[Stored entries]
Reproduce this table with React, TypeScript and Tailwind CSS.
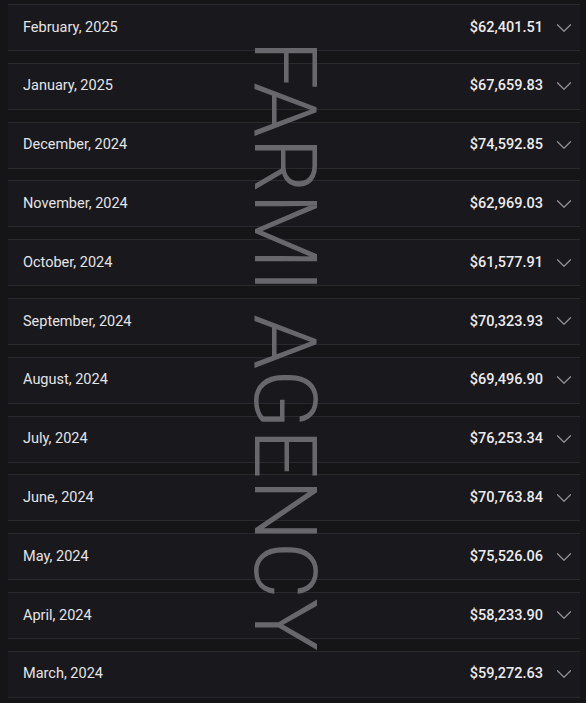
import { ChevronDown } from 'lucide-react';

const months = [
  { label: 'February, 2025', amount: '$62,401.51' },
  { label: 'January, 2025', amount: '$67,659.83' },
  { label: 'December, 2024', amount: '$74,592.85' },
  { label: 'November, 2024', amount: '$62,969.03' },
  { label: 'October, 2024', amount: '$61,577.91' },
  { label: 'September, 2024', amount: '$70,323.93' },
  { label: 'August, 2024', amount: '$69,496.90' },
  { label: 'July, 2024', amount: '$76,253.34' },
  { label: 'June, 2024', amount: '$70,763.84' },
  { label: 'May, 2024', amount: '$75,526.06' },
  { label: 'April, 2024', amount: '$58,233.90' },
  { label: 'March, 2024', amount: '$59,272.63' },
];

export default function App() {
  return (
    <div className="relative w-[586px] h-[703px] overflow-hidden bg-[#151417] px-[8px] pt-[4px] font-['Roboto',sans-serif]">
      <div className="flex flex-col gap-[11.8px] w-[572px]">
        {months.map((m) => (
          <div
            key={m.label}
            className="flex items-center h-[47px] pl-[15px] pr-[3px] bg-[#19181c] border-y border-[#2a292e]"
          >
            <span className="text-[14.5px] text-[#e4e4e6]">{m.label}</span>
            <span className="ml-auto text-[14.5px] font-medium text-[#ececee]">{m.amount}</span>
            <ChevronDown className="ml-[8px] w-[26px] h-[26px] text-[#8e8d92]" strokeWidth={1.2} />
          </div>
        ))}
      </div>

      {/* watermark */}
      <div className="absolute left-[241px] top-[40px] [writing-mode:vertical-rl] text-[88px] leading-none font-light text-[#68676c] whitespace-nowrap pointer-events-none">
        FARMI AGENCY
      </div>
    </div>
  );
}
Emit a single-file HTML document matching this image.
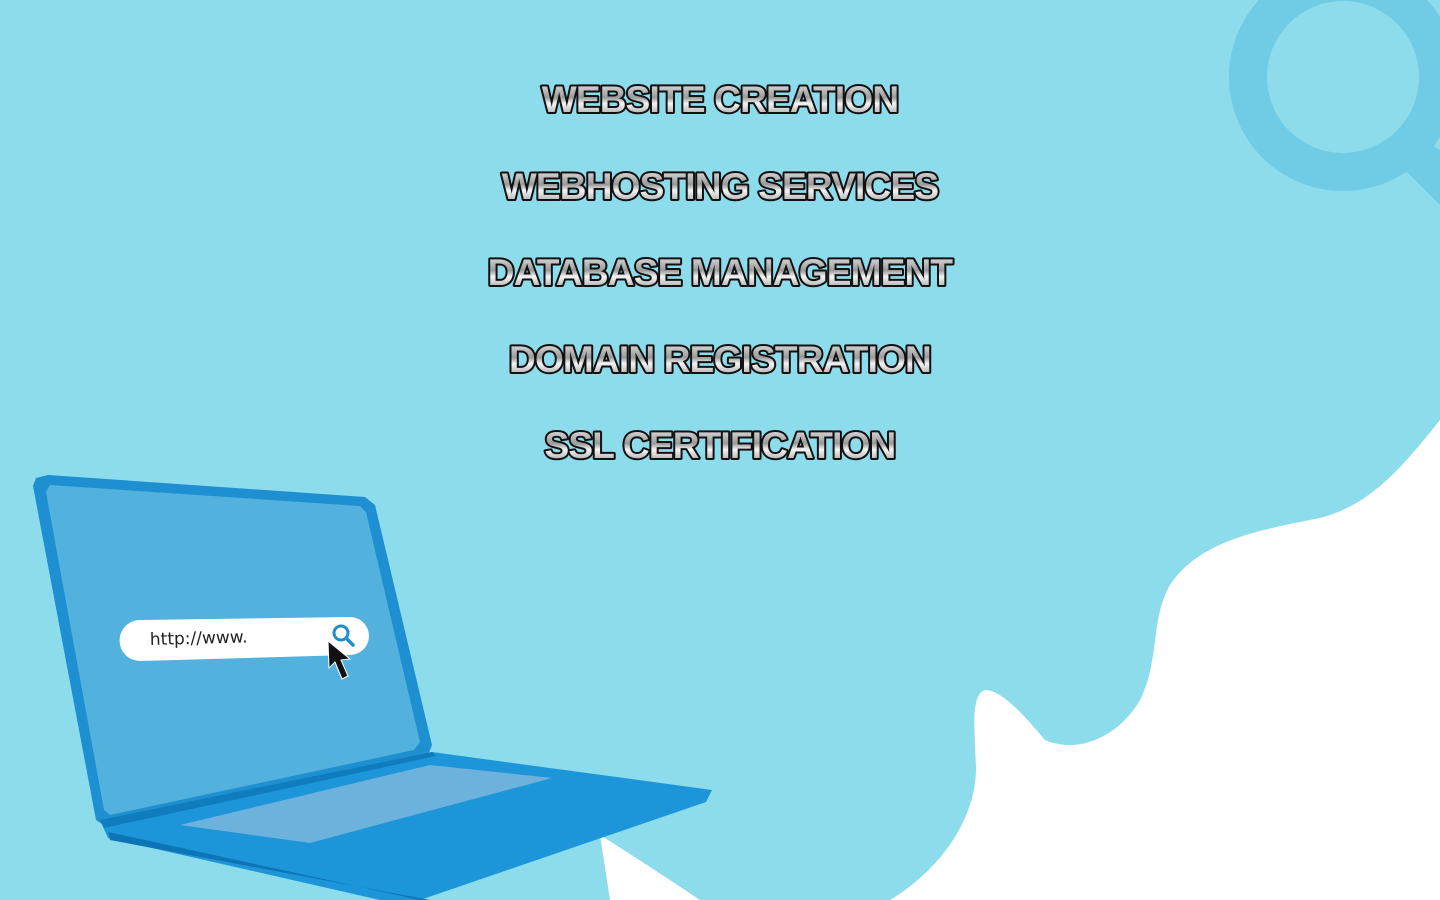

--

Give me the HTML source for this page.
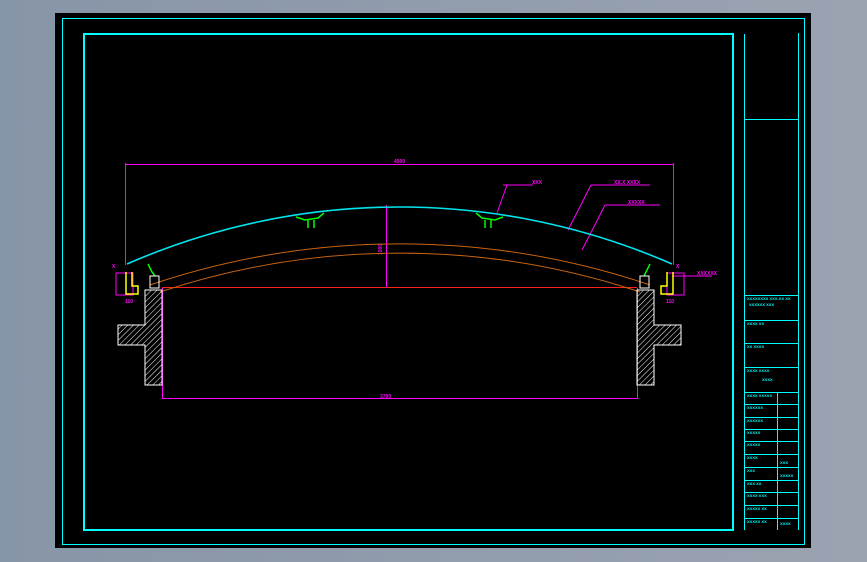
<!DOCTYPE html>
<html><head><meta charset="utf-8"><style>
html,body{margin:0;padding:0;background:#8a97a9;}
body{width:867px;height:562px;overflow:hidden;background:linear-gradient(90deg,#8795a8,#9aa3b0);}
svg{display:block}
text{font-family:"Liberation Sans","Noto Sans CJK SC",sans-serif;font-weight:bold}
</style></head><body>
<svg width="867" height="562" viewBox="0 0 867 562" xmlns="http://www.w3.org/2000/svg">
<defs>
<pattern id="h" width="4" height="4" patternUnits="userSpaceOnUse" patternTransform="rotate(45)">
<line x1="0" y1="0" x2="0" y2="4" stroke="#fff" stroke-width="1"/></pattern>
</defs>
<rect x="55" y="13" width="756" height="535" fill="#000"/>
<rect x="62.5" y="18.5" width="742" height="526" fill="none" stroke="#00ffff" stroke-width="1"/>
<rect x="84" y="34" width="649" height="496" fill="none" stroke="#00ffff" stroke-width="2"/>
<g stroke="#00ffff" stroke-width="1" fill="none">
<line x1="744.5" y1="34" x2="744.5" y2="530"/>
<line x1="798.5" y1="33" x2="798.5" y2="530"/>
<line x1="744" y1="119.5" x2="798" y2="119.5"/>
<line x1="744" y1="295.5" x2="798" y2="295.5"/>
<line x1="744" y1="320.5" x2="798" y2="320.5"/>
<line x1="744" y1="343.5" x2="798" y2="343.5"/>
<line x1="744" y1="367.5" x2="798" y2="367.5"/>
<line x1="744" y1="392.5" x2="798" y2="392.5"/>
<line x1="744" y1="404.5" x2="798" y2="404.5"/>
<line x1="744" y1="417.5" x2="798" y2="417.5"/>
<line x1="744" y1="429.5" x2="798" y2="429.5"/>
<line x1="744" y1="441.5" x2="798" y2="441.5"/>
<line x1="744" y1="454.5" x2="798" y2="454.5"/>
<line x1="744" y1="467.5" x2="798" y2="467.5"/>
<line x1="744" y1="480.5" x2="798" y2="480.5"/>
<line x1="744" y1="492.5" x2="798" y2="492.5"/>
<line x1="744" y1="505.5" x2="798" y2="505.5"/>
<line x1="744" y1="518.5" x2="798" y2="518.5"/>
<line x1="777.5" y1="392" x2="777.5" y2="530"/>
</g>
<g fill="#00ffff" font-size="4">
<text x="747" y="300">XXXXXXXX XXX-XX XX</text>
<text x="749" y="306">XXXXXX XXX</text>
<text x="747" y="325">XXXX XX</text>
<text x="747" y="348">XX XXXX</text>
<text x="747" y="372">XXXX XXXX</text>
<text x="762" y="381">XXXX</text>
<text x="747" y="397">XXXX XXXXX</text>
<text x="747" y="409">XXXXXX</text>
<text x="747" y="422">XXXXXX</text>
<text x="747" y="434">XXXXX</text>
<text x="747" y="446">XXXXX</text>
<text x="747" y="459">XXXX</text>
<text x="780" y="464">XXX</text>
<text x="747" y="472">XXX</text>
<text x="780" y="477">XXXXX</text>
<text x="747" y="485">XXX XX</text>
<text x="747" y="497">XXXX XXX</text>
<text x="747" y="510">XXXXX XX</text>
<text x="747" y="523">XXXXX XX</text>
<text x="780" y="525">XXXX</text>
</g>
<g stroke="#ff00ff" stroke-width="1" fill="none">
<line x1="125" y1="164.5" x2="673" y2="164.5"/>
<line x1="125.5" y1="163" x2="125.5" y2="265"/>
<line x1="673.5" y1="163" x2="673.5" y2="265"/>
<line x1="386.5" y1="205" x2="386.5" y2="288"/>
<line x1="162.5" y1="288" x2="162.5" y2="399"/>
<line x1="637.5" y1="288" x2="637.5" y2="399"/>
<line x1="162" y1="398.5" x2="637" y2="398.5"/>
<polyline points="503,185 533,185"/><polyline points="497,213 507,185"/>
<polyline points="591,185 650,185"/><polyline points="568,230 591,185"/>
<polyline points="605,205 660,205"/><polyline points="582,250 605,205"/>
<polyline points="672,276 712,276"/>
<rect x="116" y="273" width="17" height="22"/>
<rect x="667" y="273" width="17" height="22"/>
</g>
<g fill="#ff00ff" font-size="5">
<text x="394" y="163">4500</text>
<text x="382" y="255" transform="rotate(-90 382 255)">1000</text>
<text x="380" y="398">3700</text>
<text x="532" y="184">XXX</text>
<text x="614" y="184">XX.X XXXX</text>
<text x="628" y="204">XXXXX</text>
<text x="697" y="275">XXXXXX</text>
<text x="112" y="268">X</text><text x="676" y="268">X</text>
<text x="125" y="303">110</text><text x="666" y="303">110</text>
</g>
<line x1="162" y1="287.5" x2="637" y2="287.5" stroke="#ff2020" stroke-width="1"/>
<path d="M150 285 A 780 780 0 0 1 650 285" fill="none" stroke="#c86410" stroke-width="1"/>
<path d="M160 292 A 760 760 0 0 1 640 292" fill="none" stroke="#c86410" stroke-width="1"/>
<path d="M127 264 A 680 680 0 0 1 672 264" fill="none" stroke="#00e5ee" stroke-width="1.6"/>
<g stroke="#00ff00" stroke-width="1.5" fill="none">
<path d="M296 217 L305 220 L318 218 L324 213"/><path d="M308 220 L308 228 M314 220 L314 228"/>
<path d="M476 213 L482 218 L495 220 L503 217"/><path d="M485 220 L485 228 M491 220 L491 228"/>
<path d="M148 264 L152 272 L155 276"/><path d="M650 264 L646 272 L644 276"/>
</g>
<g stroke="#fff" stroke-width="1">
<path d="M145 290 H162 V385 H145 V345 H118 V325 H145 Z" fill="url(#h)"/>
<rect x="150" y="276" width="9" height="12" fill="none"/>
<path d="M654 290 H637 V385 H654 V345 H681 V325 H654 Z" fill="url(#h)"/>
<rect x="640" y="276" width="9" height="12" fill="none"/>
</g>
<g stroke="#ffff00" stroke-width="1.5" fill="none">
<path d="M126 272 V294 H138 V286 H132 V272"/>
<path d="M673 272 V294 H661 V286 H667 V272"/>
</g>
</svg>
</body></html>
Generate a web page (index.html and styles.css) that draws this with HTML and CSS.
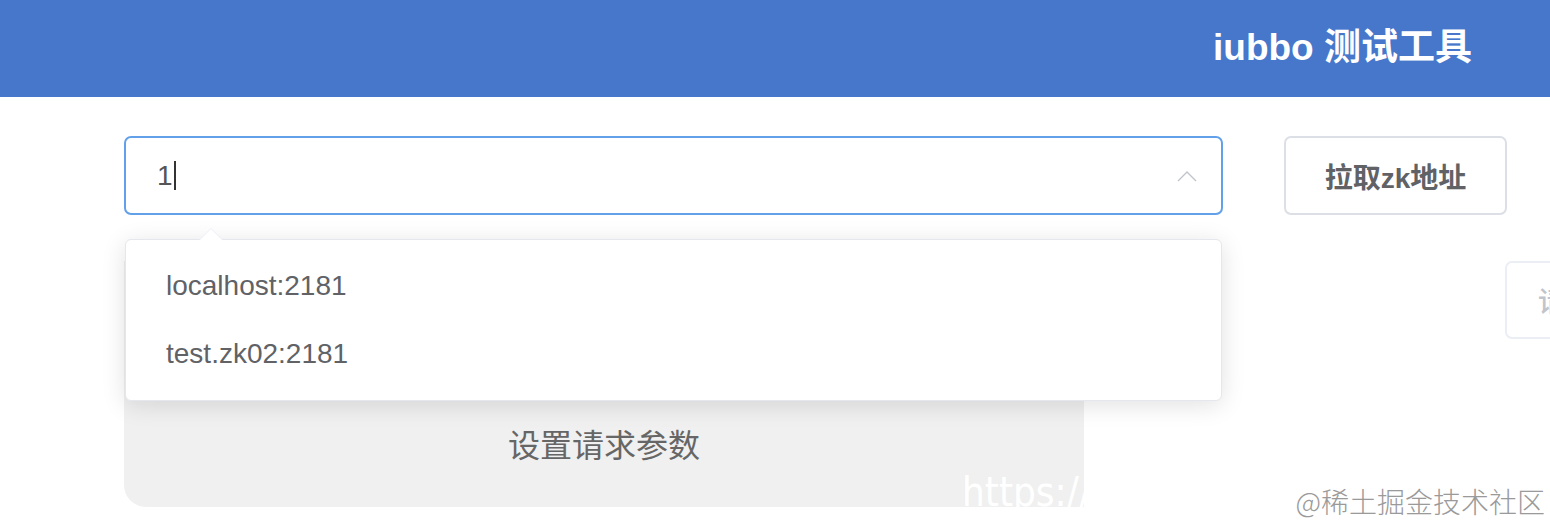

---

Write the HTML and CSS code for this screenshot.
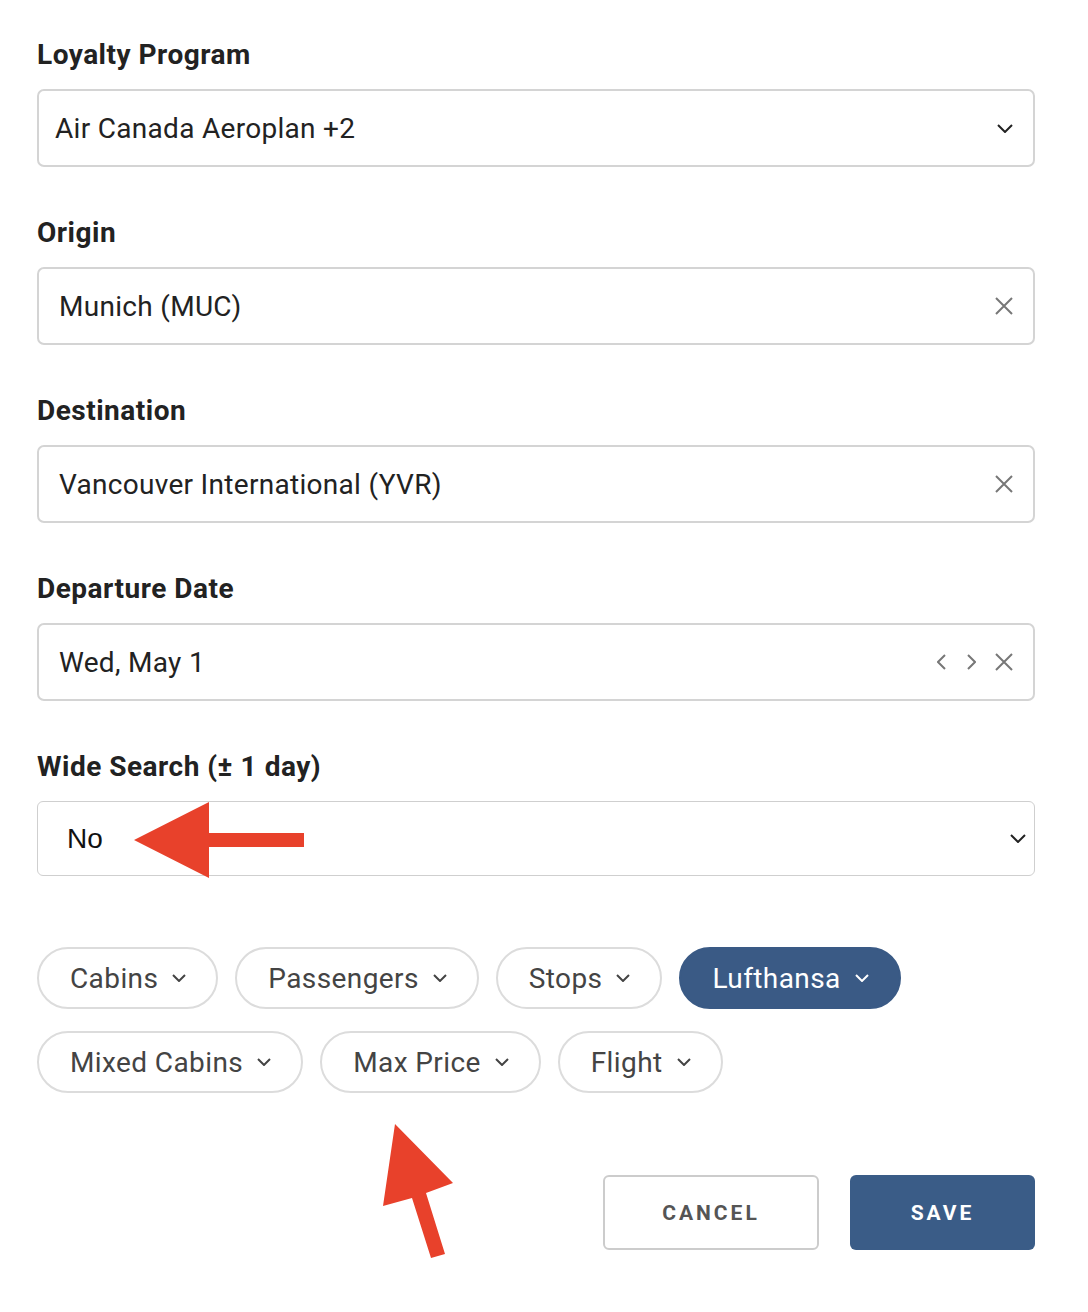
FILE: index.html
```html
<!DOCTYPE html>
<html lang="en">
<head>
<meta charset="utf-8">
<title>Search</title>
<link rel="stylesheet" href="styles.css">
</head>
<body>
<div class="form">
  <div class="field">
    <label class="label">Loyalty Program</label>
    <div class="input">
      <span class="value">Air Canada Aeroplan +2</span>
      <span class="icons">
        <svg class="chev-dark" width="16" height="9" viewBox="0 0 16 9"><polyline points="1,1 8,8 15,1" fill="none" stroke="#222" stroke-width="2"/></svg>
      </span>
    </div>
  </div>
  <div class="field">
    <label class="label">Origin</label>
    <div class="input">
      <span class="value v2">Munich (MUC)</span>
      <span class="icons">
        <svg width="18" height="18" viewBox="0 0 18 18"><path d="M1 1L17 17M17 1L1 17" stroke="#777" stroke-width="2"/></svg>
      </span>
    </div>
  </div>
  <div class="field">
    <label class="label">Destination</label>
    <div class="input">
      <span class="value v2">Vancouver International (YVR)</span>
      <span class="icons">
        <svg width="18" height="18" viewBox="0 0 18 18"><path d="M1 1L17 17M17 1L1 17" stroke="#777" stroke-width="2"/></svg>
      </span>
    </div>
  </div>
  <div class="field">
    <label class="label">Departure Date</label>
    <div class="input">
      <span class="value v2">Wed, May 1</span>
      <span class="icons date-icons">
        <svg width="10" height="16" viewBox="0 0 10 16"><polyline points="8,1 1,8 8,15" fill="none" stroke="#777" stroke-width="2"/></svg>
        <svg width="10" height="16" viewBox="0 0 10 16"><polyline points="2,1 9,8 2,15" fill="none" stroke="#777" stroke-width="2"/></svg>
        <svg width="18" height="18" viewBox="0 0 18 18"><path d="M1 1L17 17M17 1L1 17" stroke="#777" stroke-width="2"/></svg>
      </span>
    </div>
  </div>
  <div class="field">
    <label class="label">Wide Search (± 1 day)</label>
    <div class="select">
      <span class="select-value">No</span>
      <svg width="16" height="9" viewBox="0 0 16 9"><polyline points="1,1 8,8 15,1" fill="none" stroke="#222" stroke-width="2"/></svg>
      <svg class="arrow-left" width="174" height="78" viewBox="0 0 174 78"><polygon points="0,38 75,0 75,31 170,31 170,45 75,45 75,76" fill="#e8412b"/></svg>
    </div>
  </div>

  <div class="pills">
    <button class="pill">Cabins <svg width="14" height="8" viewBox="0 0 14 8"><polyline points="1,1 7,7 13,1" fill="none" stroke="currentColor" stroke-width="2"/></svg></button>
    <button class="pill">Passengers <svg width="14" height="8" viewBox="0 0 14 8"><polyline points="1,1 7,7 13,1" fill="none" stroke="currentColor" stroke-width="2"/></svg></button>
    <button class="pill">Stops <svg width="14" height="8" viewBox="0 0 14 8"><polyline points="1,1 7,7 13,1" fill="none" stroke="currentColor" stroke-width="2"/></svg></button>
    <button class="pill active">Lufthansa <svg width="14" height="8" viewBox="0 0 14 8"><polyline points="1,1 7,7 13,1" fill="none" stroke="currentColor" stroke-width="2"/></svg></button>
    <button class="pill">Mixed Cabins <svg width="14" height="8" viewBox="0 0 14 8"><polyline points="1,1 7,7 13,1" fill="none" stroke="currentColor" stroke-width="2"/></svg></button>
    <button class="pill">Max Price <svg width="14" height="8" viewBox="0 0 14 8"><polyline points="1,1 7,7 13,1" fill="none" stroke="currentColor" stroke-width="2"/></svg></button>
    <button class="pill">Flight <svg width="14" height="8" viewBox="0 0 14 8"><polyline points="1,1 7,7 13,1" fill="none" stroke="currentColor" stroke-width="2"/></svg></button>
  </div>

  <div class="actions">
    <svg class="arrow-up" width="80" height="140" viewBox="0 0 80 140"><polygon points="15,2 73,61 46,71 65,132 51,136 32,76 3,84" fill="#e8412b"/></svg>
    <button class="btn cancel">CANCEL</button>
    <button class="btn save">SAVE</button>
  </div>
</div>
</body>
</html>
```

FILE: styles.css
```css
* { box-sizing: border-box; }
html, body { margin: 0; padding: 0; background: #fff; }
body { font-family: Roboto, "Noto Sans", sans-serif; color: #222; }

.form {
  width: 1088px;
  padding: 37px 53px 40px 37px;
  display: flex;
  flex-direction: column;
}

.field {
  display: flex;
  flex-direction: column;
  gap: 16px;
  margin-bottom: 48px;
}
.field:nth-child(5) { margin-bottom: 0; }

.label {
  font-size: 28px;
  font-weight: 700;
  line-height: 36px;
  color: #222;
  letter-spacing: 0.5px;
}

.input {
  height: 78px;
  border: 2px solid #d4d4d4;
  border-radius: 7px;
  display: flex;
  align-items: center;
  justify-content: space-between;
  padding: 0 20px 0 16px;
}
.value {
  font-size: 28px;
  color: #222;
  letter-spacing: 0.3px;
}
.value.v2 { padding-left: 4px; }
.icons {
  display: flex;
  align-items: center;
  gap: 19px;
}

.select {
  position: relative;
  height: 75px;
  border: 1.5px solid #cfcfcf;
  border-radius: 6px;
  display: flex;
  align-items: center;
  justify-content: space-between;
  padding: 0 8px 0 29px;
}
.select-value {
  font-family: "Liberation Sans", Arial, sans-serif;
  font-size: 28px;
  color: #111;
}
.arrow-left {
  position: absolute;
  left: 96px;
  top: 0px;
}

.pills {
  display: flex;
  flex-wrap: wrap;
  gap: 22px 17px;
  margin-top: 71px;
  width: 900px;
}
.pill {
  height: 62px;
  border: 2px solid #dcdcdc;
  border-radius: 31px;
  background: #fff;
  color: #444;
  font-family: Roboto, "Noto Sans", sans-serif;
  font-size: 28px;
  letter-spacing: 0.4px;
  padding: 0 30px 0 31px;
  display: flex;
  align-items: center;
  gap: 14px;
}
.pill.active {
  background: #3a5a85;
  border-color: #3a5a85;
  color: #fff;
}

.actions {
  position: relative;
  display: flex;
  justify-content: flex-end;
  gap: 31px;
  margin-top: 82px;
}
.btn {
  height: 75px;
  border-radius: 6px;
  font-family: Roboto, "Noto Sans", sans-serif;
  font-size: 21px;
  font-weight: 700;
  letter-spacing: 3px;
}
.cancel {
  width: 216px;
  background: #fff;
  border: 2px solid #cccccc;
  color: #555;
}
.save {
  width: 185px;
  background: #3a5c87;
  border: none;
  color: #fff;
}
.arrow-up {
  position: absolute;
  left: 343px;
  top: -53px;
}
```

* Aim of the exercise:
Using the entries above, repeat exactly the lines from the one with "Reproduce this table" to the one with "Emit a single-file", both included, and leave the pictures behind.

* Solution for this task:
Reproduce this table with React, TypeScript and Tailwind CSS.
import { ChevronDown } from 'lucide-react';

const months = [
  { label: 'February, 2025', amount: '$62,401.51' },
  { label: 'January, 2025', amount: '$67,659.83' },
  { label: 'December, 2024', amount: '$74,592.85' },
  { label: 'November, 2024', amount: '$62,969.03' },
  { label: 'October, 2024', amount: '$61,577.91' },
  { label: 'September, 2024', amount: '$70,323.93' },
  { label: 'August, 2024', amount: '$69,496.90' },
  { label: 'July, 2024', amount: '$76,253.34' },
  { label: 'June, 2024', amount: '$70,763.84' },
  { label: 'May, 2024', amount: '$75,526.06' },
  { label: 'April, 2024', amount: '$58,233.90' },
  { label: 'March, 2024', amount: '$59,272.63' },
];

export default function App() {
  return (
    <div className="relative w-[586px] h-[703px] overflow-hidden bg-[#151417] px-[8px] pt-[4px] font-['Roboto',sans-serif]">
      <div className="flex flex-col gap-[11.8px] w-[572px]">
        {months.map((m) => (
          <div
            key={m.label}
            className="flex items-center h-[47px] pl-[15px] pr-[3px] bg-[#19181c] border-y border-[#2a292e]"
          >
            <span className="text-[14.5px] text-[#e4e4e6]">{m.label}</span>
            <span className="ml-auto text-[14.5px] font-medium text-[#ececee]">{m.amount}</span>
            <ChevronDown className="ml-[8px] w-[26px] h-[26px] text-[#8e8d92]" strokeWidth={1.2} />
          </div>
        ))}
      </div>

      {/* watermark */}
      <div className="absolute left-[241px] top-[40px] [writing-mode:vertical-rl] text-[88px] leading-none font-light text-[#68676c] whitespace-nowrap pointer-events-none">
        FARMI AGENCY
      </div>
    </div>
  );
}
Emit a single-file HTML document matching this image.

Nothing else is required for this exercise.